On day one, I thought about this from my perspective as a retired corrections lieutenant. But how this could change all of our lives, I had no idea. And as it unfolded, it became more than a cops-and-robbers story—or cops and murderers. Through the weeks leading to its bloody conclusion, it would prove to be an example of law enforcement at its best. But it also turned out to be a tale of treachery, lust, and betrayal. At least two prison workers had betrayed their professional trust and the state’s public safety. A veteran guard had let inmates get the better of him, turning him into an unwitting conduit for tools they would use in their breakout. And a married woman had cheated with two vicious killers, conspired with them to kill her husband, and planned to run off with them after they escaped. At the end, even the escapees would turn on each other, one of them abandoning the other to his fate.
And at the very top of New York State’s government, powerful men behind desks found scapegoats among the prison’s staff. When somebody had to take the fall for the conditions in Clinton prison, those at the top paid no penalty—even though their own decisions had made those conditions inevitable.

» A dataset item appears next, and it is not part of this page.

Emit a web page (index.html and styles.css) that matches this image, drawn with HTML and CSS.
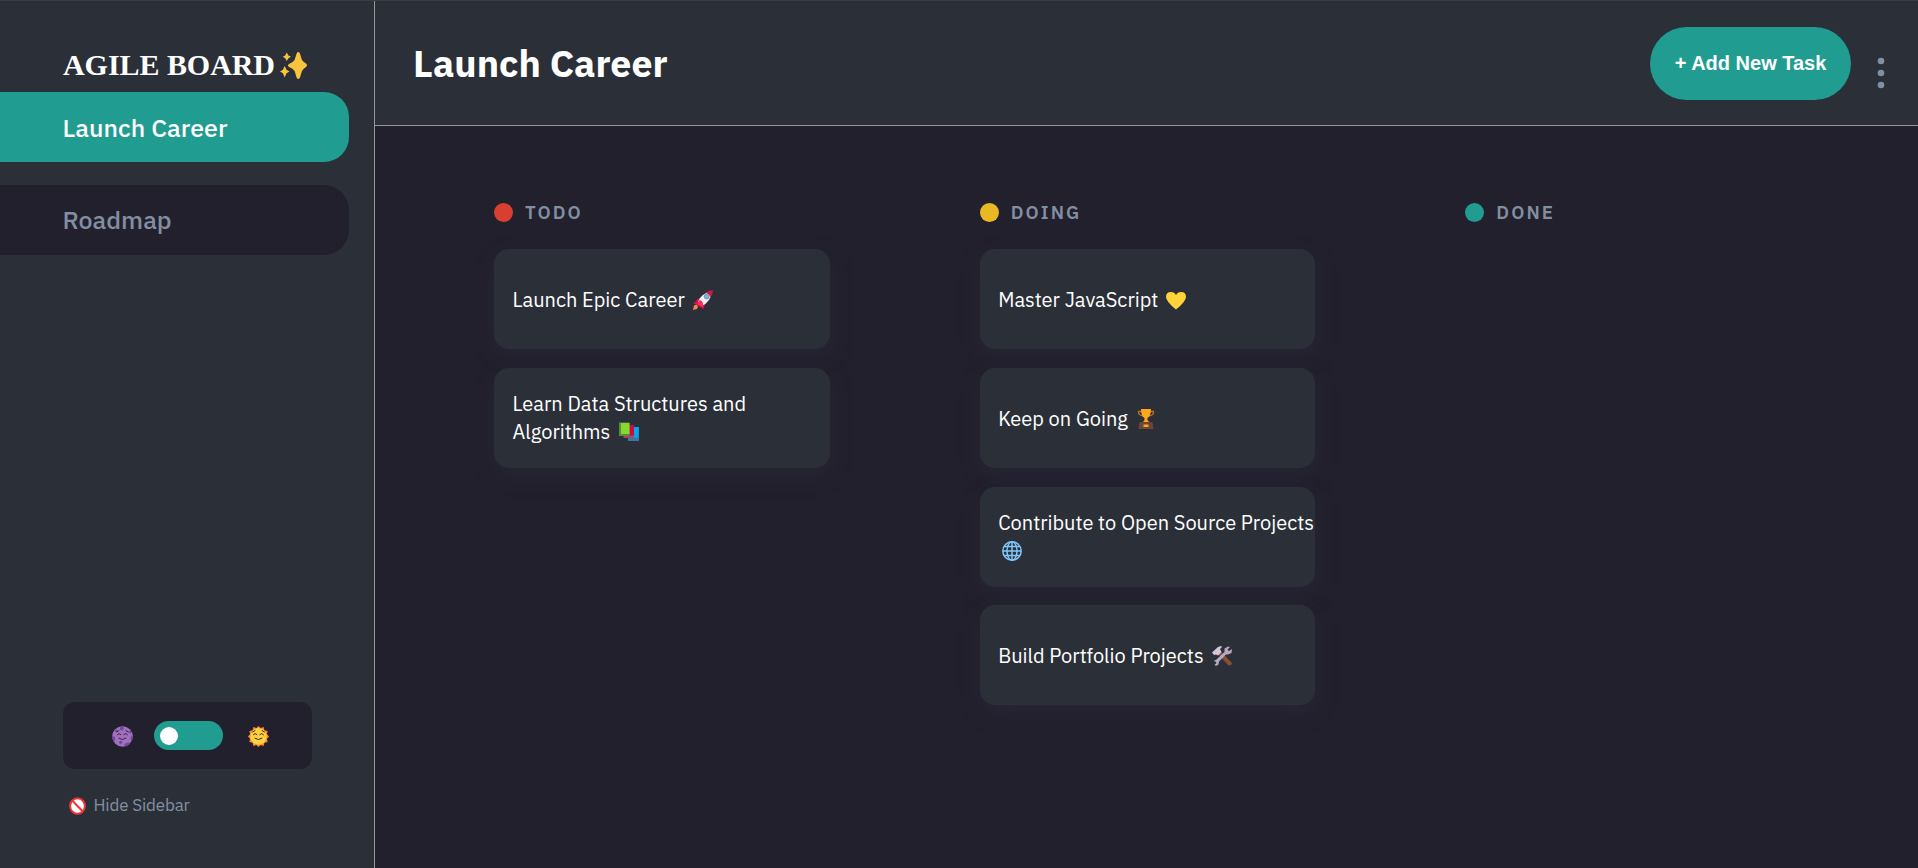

What happened in the Clinton prison was the predictable result of twenty-plus years of relentless cost-cutting pressure from the state. This left the Corrections staff with no choice but to set priorities among conflicting rules—rules that couldn’t all be followed to the letter. Unless guards substituted time-saving alternatives for certain required security steps, the prison’s routines would come to a halt. Unmentioned when it came time to parcel out the blame was one essential fact. By skimping on resources for so many years, the state had made full compliance with its own requirements impossible.